◆ Exercise brief ◆
All the data below goes into the copy word for word, but the pictures don't.
## begin Data extract
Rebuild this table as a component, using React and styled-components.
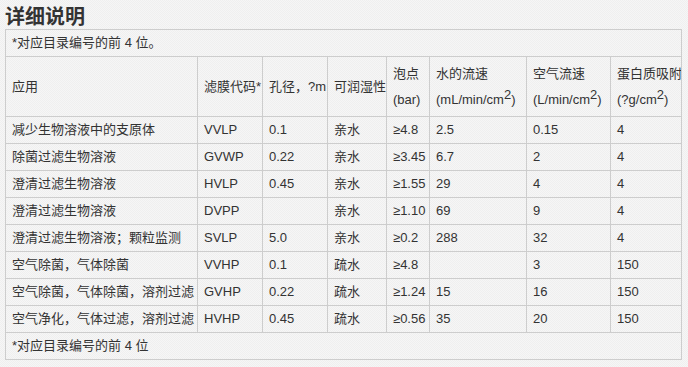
import React from 'react'
import styled, { createGlobalStyle } from 'styled-components'

const GlobalStyle = createGlobalStyle`
  html, body {
    margin: 0;
    padding: 0;
  }
  body {
    background-color: #f3f3f3;
    background-image: repeating-conic-gradient(#f6f6f6 0 25%, #efefef 0 50%);
    background-size: 2px 2px;
    color: #333;
    font-family: "Liberation Sans", "Noto Sans CJK SC", sans-serif;
  }
`

const columns = [192, 65, 65, 59, 43, 97, 84, 71]

const rows = [
  ['减少生物溶液中的支原体', 'VVLP', '0.1', '亲水', '≥4.8', '2.5', '0.15', '4'],
  ['除菌过滤生物溶液', 'GVWP', '0.22', '亲水', '≥3.45', '6.7', '2', '4'],
  ['澄清过滤生物溶液', 'HVLP', '0.45', '亲水', '≥1.55', '29', '4', '4'],
  ['澄清过滤生物溶液', 'DVPP', '', '亲水', '≥1.10', '69', '9', '4'],
  ['澄清过滤生物溶液；颗粒监测', 'SVLP', '5.0', '亲水', '≥0.2', '288', '32', '4'],
  ['空气除菌，气体除菌', 'VVHP', '0.1', '疏水', '≥4.8', '', '3', '150'],
  ['空气除菌，气体除菌，溶剂过滤', 'GVHP', '0.22', '疏水', '≥1.24', '15', '16', '150'],
  ['空气净化，气体过滤，溶剂过滤', 'HVHP', '0.45', '疏水', '≥0.56', '35', '20', '150'],
]

function App() {
  return (
    <Page>
      <GlobalStyle />
      <Title>详细说明</Title>
      <Table>
        <colgroup>
          {columns.map((w, i) => <col key={i} style={{ width: w }} />)}
        </colgroup>
        <tbody>
          <tr>
            <NoteCell colSpan={8}>*对应目录编号的前 4 位。</NoteCell>
          </tr>
          <HeadRow>
            <Cell>应用</Cell>
            <Cell tight>滤膜代码*</Cell>
            <Cell>孔径，?m</Cell>
            <Cell tight>可润湿性</Cell>
            <Cell>泡点<br />(bar)</Cell>
            <Cell>水的流速<br />(mL/min/cm<Sup>2</Sup>)</Cell>
            <Cell>空气流速<br />(L/min/cm<Sup>2</Sup>)</Cell>
            <Cell>蛋白质吸附<br />(?g/cm<Sup>2</Sup>)</Cell>
          </HeadRow>
          {rows.map((r, i) => (
            <Row key={i}>
              {r.map((v, j) => <Cell key={j} tight={j === 4}>{v}</Cell>)}
            </Row>
          ))}
          <tr>
            <NoteCell colSpan={8}>*对应目录编号的前 4 位</NoteCell>
          </tr>
        </tbody>
      </Table>
    </Page>
  )
}

export default App

//#region styles
const Page = styled.div`
  padding: 0 7px 0 5px;
`
const Title = styled.h2`
  margin: 0;
  padding-top: 2px;
  height: 27px;
  line-height: 27px;
  font-size: 20px;
  font-weight: bold;
  color: #333;
  font-family: "Noto Sans CJK SC", sans-serif;
`
const Table = styled.table`
  width: 676px;
  table-layout: fixed;
  border-collapse: collapse;
  border: 1px solid #cdcdcd;
  font-size: 13px;
`
const Cell = styled.td`
  border: 1px solid #cdcdcd;
  padding: 0 ${p => (p.tight ? '0 0 6px' : '6px')};
  white-space: nowrap;
  overflow: hidden;
  vertical-align: middle;
  line-height: 26px;
`
const NoteCell = styled(Cell)`
  height: 26px;
`
const Row = styled.tr`
  height: 27px;
`
const HeadRow = styled.tr`
  height: 60px;
`
const Sup = styled.sup`
  font-size: 13px;
  line-height: 0;
  vertical-align: 5px;
`
//#endregion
## end Data extract
◆ Response for this exercise ◆
Rebuild this table as a component, using React and styled-components.
import React from 'react'
import styled, { createGlobalStyle } from 'styled-components'

const GlobalStyle = createGlobalStyle`
  html, body {
    margin: 0;
    padding: 0;
  }
  body {
    background-color: #f3f3f3;
    background-image: repeating-conic-gradient(#f6f6f6 0 25%, #efefef 0 50%);
    background-size: 2px 2px;
    color: #333;
    font-family: "Liberation Sans", "Noto Sans CJK SC", sans-serif;
  }
`

const columns = [192, 65, 65, 59, 43, 97, 84, 71]

const rows = [
  ['减少生物溶液中的支原体', 'VVLP', '0.1', '亲水', '≥4.8', '2.5', '0.15', '4'],
  ['除菌过滤生物溶液', 'GVWP', '0.22', '亲水', '≥3.45', '6.7', '2', '4'],
  ['澄清过滤生物溶液', 'HVLP', '0.45', '亲水', '≥1.55', '29', '4', '4'],
  ['澄清过滤生物溶液', 'DVPP', '', '亲水', '≥1.10', '69', '9', '4'],
  ['澄清过滤生物溶液；颗粒监测', 'SVLP', '5.0', '亲水', '≥0.2', '288', '32', '4'],
  ['空气除菌，气体除菌', 'VVHP', '0.1', '疏水', '≥4.8', '', '3', '150'],
  ['空气除菌，气体除菌，溶剂过滤', 'GVHP', '0.22', '疏水', '≥1.24', '15', '16', '150'],
  ['空气净化，气体过滤，溶剂过滤', 'HVHP', '0.45', '疏水', '≥0.56', '35', '20', '150'],
]

function App() {
  return (
    <Page>
      <GlobalStyle />
      <Title>详细说明</Title>
      <Table>
        <colgroup>
          {columns.map((w, i) => <col key={i} style={{ width: w }} />)}
        </colgroup>
        <tbody>
          <tr>
            <NoteCell colSpan={8}>*对应目录编号的前 4 位。</NoteCell>
          </tr>
          <HeadRow>
            <Cell>应用</Cell>
            <Cell tight>滤膜代码*</Cell>
            <Cell>孔径，?m</Cell>
            <Cell tight>可润湿性</Cell>
            <Cell>泡点<br />(bar)</Cell>
            <Cell>水的流速<br />(mL/min/cm<Sup>2</Sup>)</Cell>
            <Cell>空气流速<br />(L/min/cm<Sup>2</Sup>)</Cell>
            <Cell>蛋白质吸附<br />(?g/cm<Sup>2</Sup>)</Cell>
          </HeadRow>
          {rows.map((r, i) => (
            <Row key={i}>
              {r.map((v, j) => <Cell key={j} tight={j === 4}>{v}</Cell>)}
            </Row>
          ))}
          <tr>
            <NoteCell colSpan={8}>*对应目录编号的前 4 位</NoteCell>
          </tr>
        </tbody>
      </Table>
    </Page>
  )
}

export default App

//#region styles
const Page = styled.div`
  padding: 0 7px 0 5px;
`
const Title = styled.h2`
  margin: 0;
  padding-top: 2px;
  height: 27px;
  line-height: 27px;
  font-size: 20px;
  font-weight: bold;
  color: #333;
  font-family: "Noto Sans CJK SC", sans-serif;
`
const Table = styled.table`
  width: 676px;
  table-layout: fixed;
  border-collapse: collapse;
  border: 1px solid #cdcdcd;
  font-size: 13px;
`
const Cell = styled.td`
  border: 1px solid #cdcdcd;
  padding: 0 ${p => (p.tight ? '0 0 6px' : '6px')};
  white-space: nowrap;
  overflow: hidden;
  vertical-align: middle;
  line-height: 26px;
`
const NoteCell = styled(Cell)`
  height: 26px;
`
const Row = styled.tr`
  height: 27px;
`
const HeadRow = styled.tr`
  height: 60px;
`
const Sup = styled.sup`
  font-size: 13px;
  line-height: 0;
  vertical-align: 5px;
`
//#endregion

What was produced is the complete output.